What they fail to realize is that neglecting to foster new leadership or suppressing emerging voices leads to deterioration. The SPLM has faced this situation multiple times; it stifles its capable cadres and promotes the inept, not because the competent ones have done anything wrong, but because they are either younger or think divergently.
They mistakenly believe that their legacy will be tarnished by the positive actions of their successors, failing to see that the successes of newcomers can reflect positively on them. I have witnessed various forms of decay, and I can now inform SPLM leaders that any revolution that does not regenerate will eventually decline.
For the SPLM to redeem itself, it must place moral clarity above simple party restructuring. Change does not mean replacing popular leaders with the weakest versions of themselves. Embracing generational change without apprehension is vital, but it should be rooted in merit. It is now evident that the party will struggle to restore its ideological discipline since no one prioritizes it over ethnic or friendship ties. Many anticipated that it would shift its focus back to service delivery rather than just seeking power.
We have frequently witnessed SPLM leaders threatening citizens and loyal members, forgetting that political parties succeed through committed memberships. On its road to redemption, the SPLM must openly recognize its shortcomings, not just in private discussions but publicly and bravely, as the people deserve transparency, not empty claims of performance.

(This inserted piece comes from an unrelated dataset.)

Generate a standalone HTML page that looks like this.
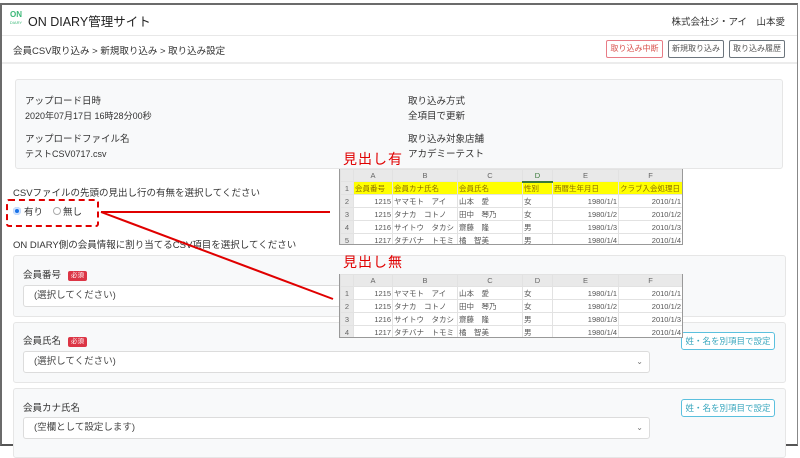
<!DOCTYPE html>
<html><head><meta charset="utf-8">
<style>
*{box-sizing:border-box;margin:0;padding:0}
body{width:800px;height:450px;background:#fff;font-family:"Liberation Sans","Noto Sans CJK JP",sans-serif;color:#333;position:relative;overflow:hidden;font-size:9.5px}
.abs{position:absolute;white-space:nowrap}
#frame{position:absolute;left:0;top:3px;width:798px;height:443px;border:2px solid #6b6b6b;border-right:1px solid #888;border-bottom:2px solid #555}
.btn{position:absolute;top:40px;height:18px;border:1px solid #6c757d;border-radius:2px;font-size:8px;color:#555;text-align:center;line-height:16px;white-space:nowrap}
.panel{position:absolute;background:#f8f9fa;border:1px solid #e6e6e6;border-radius:3px}
.sel{position:absolute;background:#fff;border:1px solid #dcdcdc;border-radius:3px;height:22px;font-size:9.5px;line-height:20px;padding-left:10px;color:#444}
.badge{display:inline-block;background:#dc3545;color:#fff;font-size:6.5px;border-radius:2px;padding:0 3px;line-height:10px;margin-left:7px;vertical-align:1px}
.ib{position:absolute;border:1px solid #5bc0de;border-radius:3px;color:#3aa7be;font-size:8.5px;height:18px;line-height:16px;text-align:center;background:#fff;white-space:nowrap}
table{border-collapse:collapse;font-size:7.5px;color:#555;background:#fff}
td{border:1px solid #e2e2e2;height:13px;padding:0 1px;white-space:nowrap;overflow:hidden}
.hd td{background:#e9e9e9;text-align:center;color:#666;height:12px}
td.r{text-align:center;background:#e9e9e9;color:#666}
.n{text-align:right}
.y td{background:#ffff00;color:#8a6d00}
.y td.r{background:#e9e9e9;color:#666}
.sheet{position:absolute;border:1px solid #999;border-top:none;overflow:hidden}
</style></head><body>
<div id="frame"></div>
<div class="abs" style="left:7px;top:11px;width:18px;font-size:8px;line-height:7px;color:#3cb878;text-align:center;font-weight:bold">ON<br><span style="font-size:4px;font-weight:normal">DIARY</span></div>
<div class="abs" style="left:28px;top:11px;font-size:12.5px;color:#222">ON DIARY管理サイト</div>
<div class="abs" style="right:15px;top:14px;font-size:9.5px;color:#333">株式会社ジ・アイ　山本愛</div>
<div class="abs" style="left:2px;top:35px;width:795px;height:1px;background:#e8e8e8"></div>
<div class="abs" style="left:13px;top:43px;font-size:9.5px;color:#333">会員CSV取り込み &gt; 新規取り込み &gt; 取り込み設定</div>
<div class="btn" style="left:606px;width:57px;border-color:#e87c86;color:#d9534f">取り込み中断</div>
<div class="btn" style="left:668px;width:56px">新規取り込み</div>
<div class="btn" style="left:729px;width:56px">取り込み履歴</div>
<div class="abs" style="left:2px;top:62px;width:795px;height:2px;background:#ececec"></div>
<div class="panel" style="left:15px;top:79px;width:768px;height:90px"></div>
<div class="abs" style="left:25px;top:94px;font-size:9.5px;line-height:15px">アップロード日時<br><span style="font-size:9px">2020年07月17日 16時28分00秒</span></div>
<div class="abs" style="left:25px;top:132px;font-size:9.5px;line-height:15px">アップロードファイル名<br><span style="font-size:9px">テストCSV0717.csv</span></div>
<div class="abs" style="left:408px;top:94px;font-size:9.5px;line-height:15px">取り込み方式<br>全項目で更新</div>
<div class="abs" style="left:408px;top:132px;font-size:9.5px;line-height:15px">取り込み対象店舗<br>アカデミーテスト</div>
<div class="abs" style="left:13px;top:185px;font-size:9.5px">CSVファイルの先頭の見出し行の有無を選択してください</div>
<div class="abs" style="left:13px;top:207px;width:8px;height:8px;border-radius:50%;background:#1a73e8;box-shadow:inset 0 0 0 2px #cfe2ff"></div>
<div class="abs" style="left:24px;top:204px;font-size:9.5px">有り</div>
<div class="abs" style="left:53px;top:207px;width:8px;height:8px;border-radius:50%;border:1px solid #aaa;background:#fff"></div>
<div class="abs" style="left:63px;top:204px;font-size:9.5px">無し</div>
<div class="abs" style="left:6px;top:199px;width:93px;height:28px;border:2px dashed #e00000;border-radius:3px"></div>
<div class="abs" style="left:13px;top:237px;font-size:9.5px">ON DIARY側の会員情報に割り当てるCSV項目を選択してください</div>
<div class="panel" style="left:13px;top:255px;width:773px;height:62px"></div>
<div class="abs" style="left:23px;top:267px;font-size:9.5px">会員番号<span class="badge">必須</span></div>
<div class="sel" style="left:23px;top:285px;width:630px">(選択してください)</div>
<div class="panel" style="left:13px;top:322px;width:773px;height:61px"></div>
<div class="abs" style="left:23px;top:333px;font-size:9.5px">会員氏名<span class="badge">必須</span></div>
<div class="sel" style="left:23px;top:351px;width:627px">(選択してください)<span style="position:absolute;right:6px;font-size:8px;color:#777">⌄</span></div>
<div class="ib" style="left:681px;top:332px;width:94px">姓・名を別項目で設定</div>
<div class="panel" style="left:13px;top:388px;width:773px;height:70px"></div>
<div class="abs" style="left:23px;top:400px;font-size:9.5px">会員カナ氏名</div>
<div class="sel" style="left:23px;top:417px;width:627px">(空欄として設定します)<span style="position:absolute;right:6px;font-size:8px;color:#777">⌄</span></div>
<div class="ib" style="left:681px;top:399px;width:94px">姓・名を別項目で設定</div>
<svg class="abs" style="left:0;top:0" width="800" height="450"><line x1="101" y1="212" x2="330" y2="212" stroke="#e00000" stroke-width="2"/><line x1="101" y1="212" x2="333" y2="299" stroke="#e00000" stroke-width="2"/></svg>
<div class="abs" style="left:343px;top:149px;font-size:14px;color:#e00000;letter-spacing:1px">見出し有</div>
<div class="sheet" style="left:339px;top:169px;width:344px;height:76px">
<table style="width:342px;table-layout:fixed">
<colgroup><col style="width:13px"><col style="width:39px"><col style="width:65px"><col style="width:65px"><col style="width:30px"><col style="width:66px"><col style="width:64px"></colgroup>
<tr class="hd"><td></td><td>A</td><td>B</td><td>C</td><td style="color:#3a7a3a;border-bottom:2px solid #3a7a3a">D</td><td>E</td><td>F</td></tr>
<tr class="y"><td class="r">1</td><td>会員番号</td><td>会員カナ氏名</td><td>会員氏名</td><td>性別</td><td>西暦生年月日</td><td>クラブ入会処理日</td></tr>
<tr><td class="r">2</td><td class="n">1215</td><td>ヤマモト　アイ</td><td>山本　愛</td><td>女</td><td class="n">1980/1/1</td><td class="n">2010/1/1</td></tr>
<tr><td class="r">3</td><td class="n">1215</td><td>タナカ　コトノ</td><td>田中　琴乃</td><td>女</td><td class="n">1980/1/2</td><td class="n">2010/1/2</td></tr>
<tr><td class="r">4</td><td class="n">1216</td><td>サイトウ　タカシ</td><td>齋藤　隆</td><td>男</td><td class="n">1980/1/3</td><td class="n">2010/1/3</td></tr>
<tr><td class="r">5</td><td class="n">1217</td><td>タチバナ　トモミ</td><td>橘　智美</td><td>男</td><td class="n">1980/1/4</td><td class="n">2010/1/4</td></tr>
</table></div>
<div class="abs" style="left:343px;top:252px;font-size:14px;color:#e00000;letter-spacing:1px">見出し無</div>
<div class="sheet" style="left:339px;top:274px;width:344px;height:64px">
<table style="width:342px;table-layout:fixed">
<colgroup><col style="width:13px"><col style="width:39px"><col style="width:65px"><col style="width:65px"><col style="width:30px"><col style="width:66px"><col style="width:64px"></colgroup>
<tr class="hd"><td></td><td>A</td><td>B</td><td>C</td><td>D</td><td>E</td><td>F</td></tr>
<tr><td class="r">1</td><td class="n">1215</td><td>ヤマモト　アイ</td><td>山本　愛</td><td>女</td><td class="n">1980/1/1</td><td class="n">2010/1/1</td></tr>
<tr><td class="r">2</td><td class="n">1215</td><td>タナカ　コトノ</td><td>田中　琴乃</td><td>女</td><td class="n">1980/1/2</td><td class="n">2010/1/2</td></tr>
<tr><td class="r">3</td><td class="n">1216</td><td>サイトウ　タカシ</td><td>齋藤　隆</td><td>男</td><td class="n">1980/1/3</td><td class="n">2010/1/3</td></tr>
<tr><td class="r">4</td><td class="n">1217</td><td>タチバナ　トモミ</td><td>橘　智美</td><td>男</td><td class="n">1980/1/4</td><td class="n">2010/1/4</td></tr>
</table></div>
</body></html>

The SPLM's new leadership, if not altered by President Salva Kiir Mayardit, should be aware that today’s South Sudanese youth are informed; they desire more than mere slogans; they expect authentic sincerity from their leaders. They need direction from those who emphasize “where we must go” over “where we came from.”
They deserve a party that looks to the future instead of clinging to the past. The revolution must progress, or it will inevitably diminish.